### STATED EXERCISE
Write out the material exactly, without any of its pictures.

### DATASET EXCERPT
+--
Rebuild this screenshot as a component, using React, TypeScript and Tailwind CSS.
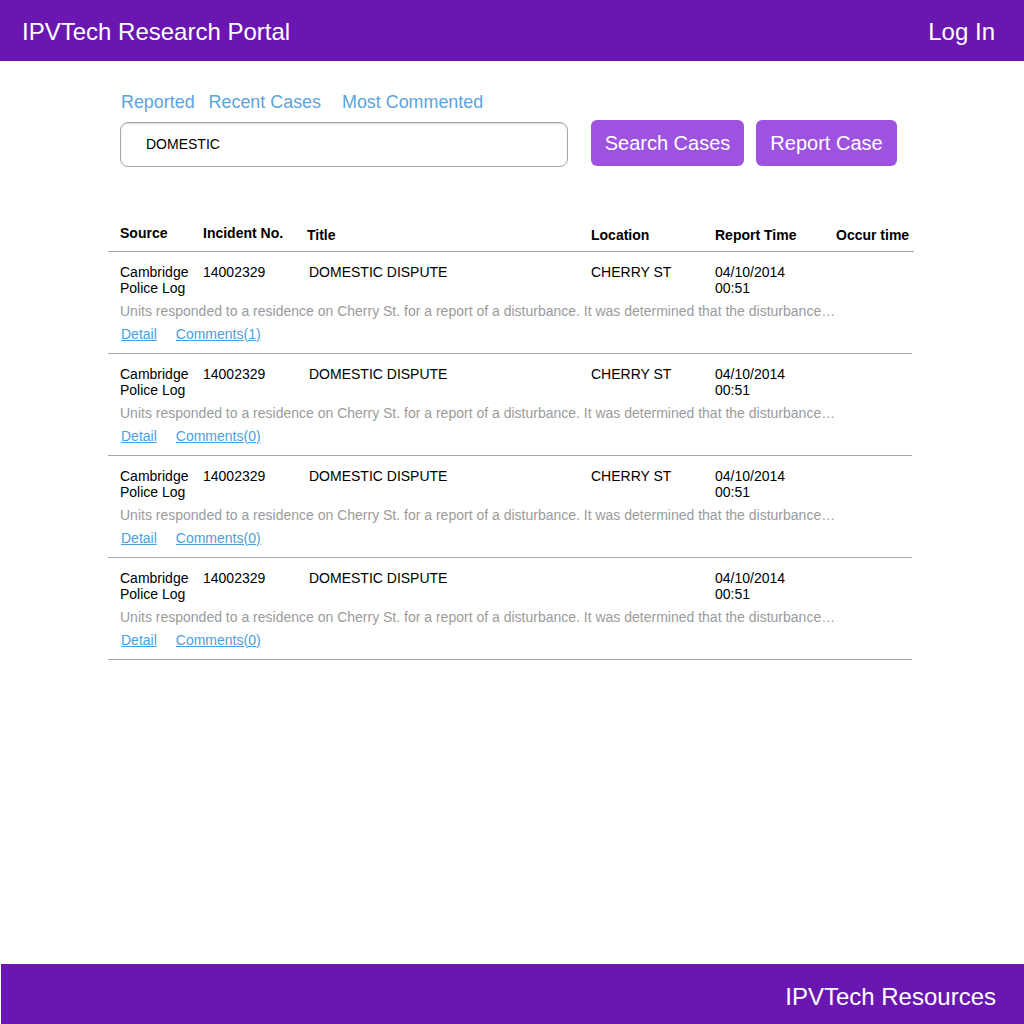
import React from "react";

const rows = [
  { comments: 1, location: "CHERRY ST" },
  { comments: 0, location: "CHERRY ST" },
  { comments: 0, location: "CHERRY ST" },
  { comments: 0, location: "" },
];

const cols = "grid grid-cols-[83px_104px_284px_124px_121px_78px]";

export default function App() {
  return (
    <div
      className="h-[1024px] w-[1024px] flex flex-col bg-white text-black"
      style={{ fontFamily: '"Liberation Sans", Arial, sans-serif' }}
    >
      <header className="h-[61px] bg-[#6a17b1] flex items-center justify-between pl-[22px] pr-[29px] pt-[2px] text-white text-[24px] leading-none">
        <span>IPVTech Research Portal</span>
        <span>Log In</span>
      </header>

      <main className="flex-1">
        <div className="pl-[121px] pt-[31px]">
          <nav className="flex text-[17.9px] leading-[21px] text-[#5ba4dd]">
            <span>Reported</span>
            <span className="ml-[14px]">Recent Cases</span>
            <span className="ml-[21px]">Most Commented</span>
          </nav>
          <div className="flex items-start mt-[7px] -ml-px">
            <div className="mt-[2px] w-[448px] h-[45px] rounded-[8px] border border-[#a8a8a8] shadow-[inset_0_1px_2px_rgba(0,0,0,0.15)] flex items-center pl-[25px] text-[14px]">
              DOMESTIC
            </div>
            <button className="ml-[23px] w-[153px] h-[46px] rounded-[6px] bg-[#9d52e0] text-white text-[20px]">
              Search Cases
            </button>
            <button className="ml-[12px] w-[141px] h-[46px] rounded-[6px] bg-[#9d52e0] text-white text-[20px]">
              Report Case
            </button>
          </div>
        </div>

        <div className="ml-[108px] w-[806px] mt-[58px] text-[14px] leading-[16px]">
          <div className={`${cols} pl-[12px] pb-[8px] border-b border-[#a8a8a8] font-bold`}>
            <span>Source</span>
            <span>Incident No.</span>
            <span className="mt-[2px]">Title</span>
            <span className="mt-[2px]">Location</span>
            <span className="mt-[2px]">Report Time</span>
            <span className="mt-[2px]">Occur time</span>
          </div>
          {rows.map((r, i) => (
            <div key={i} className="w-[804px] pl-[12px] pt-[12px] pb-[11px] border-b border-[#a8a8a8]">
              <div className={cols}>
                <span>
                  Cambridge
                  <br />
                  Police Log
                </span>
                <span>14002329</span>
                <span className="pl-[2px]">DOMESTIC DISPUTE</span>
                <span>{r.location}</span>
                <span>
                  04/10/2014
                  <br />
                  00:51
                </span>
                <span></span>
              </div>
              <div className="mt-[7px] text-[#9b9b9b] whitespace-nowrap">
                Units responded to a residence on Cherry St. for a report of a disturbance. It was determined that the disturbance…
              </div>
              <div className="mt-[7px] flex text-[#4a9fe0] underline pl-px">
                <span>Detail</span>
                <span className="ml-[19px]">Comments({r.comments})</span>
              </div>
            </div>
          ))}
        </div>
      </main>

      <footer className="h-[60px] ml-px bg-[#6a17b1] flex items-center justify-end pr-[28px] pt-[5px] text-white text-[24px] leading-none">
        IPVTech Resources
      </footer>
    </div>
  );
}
+--
### FULL SOLUTION
Rebuild this screenshot as a component, using React, TypeScript and Tailwind CSS.
import React from "react";

const rows = [
  { comments: 1, location: "CHERRY ST" },
  { comments: 0, location: "CHERRY ST" },
  { comments: 0, location: "CHERRY ST" },
  { comments: 0, location: "" },
];

const cols = "grid grid-cols-[83px_104px_284px_124px_121px_78px]";

export default function App() {
  return (
    <div
      className="h-[1024px] w-[1024px] flex flex-col bg-white text-black"
      style={{ fontFamily: '"Liberation Sans", Arial, sans-serif' }}
    >
      <header className="h-[61px] bg-[#6a17b1] flex items-center justify-between pl-[22px] pr-[29px] pt-[2px] text-white text-[24px] leading-none">
        <span>IPVTech Research Portal</span>
        <span>Log In</span>
      </header>

      <main className="flex-1">
        <div className="pl-[121px] pt-[31px]">
          <nav className="flex text-[17.9px] leading-[21px] text-[#5ba4dd]">
            <span>Reported</span>
            <span className="ml-[14px]">Recent Cases</span>
            <span className="ml-[21px]">Most Commented</span>
          </nav>
          <div className="flex items-start mt-[7px] -ml-px">
            <div className="mt-[2px] w-[448px] h-[45px] rounded-[8px] border border-[#a8a8a8] shadow-[inset_0_1px_2px_rgba(0,0,0,0.15)] flex items-center pl-[25px] text-[14px]">
              DOMESTIC
            </div>
            <button className="ml-[23px] w-[153px] h-[46px] rounded-[6px] bg-[#9d52e0] text-white text-[20px]">
              Search Cases
            </button>
            <button className="ml-[12px] w-[141px] h-[46px] rounded-[6px] bg-[#9d52e0] text-white text-[20px]">
              Report Case
            </button>
          </div>
        </div>

        <div className="ml-[108px] w-[806px] mt-[58px] text-[14px] leading-[16px]">
          <div className={`${cols} pl-[12px] pb-[8px] border-b border-[#a8a8a8] font-bold`}>
            <span>Source</span>
            <span>Incident No.</span>
            <span className="mt-[2px]">Title</span>
            <span className="mt-[2px]">Location</span>
            <span className="mt-[2px]">Report Time</span>
            <span className="mt-[2px]">Occur time</span>
          </div>
          {rows.map((r, i) => (
            <div key={i} className="w-[804px] pl-[12px] pt-[12px] pb-[11px] border-b border-[#a8a8a8]">
              <div className={cols}>
                <span>
                  Cambridge
                  <br />
                  Police Log
                </span>
                <span>14002329</span>
                <span className="pl-[2px]">DOMESTIC DISPUTE</span>
                <span>{r.location}</span>
                <span>
                  04/10/2014
                  <br />
                  00:51
                </span>
                <span></span>
              </div>
              <div className="mt-[7px] text-[#9b9b9b] whitespace-nowrap">
                Units responded to a residence on Cherry St. for a report of a disturbance. It was determined that the disturbance…
              </div>
              <div className="mt-[7px] flex text-[#4a9fe0] underline pl-px">
                <span>Detail</span>
                <span className="ml-[19px]">Comments({r.comments})</span>
              </div>
            </div>
          ))}
        </div>
      </main>

      <footer className="h-[60px] ml-px bg-[#6a17b1] flex items-center justify-end pr-[28px] pt-[5px] text-white text-[24px] leading-none">
        IPVTech Resources
      </footer>
    </div>
  );
}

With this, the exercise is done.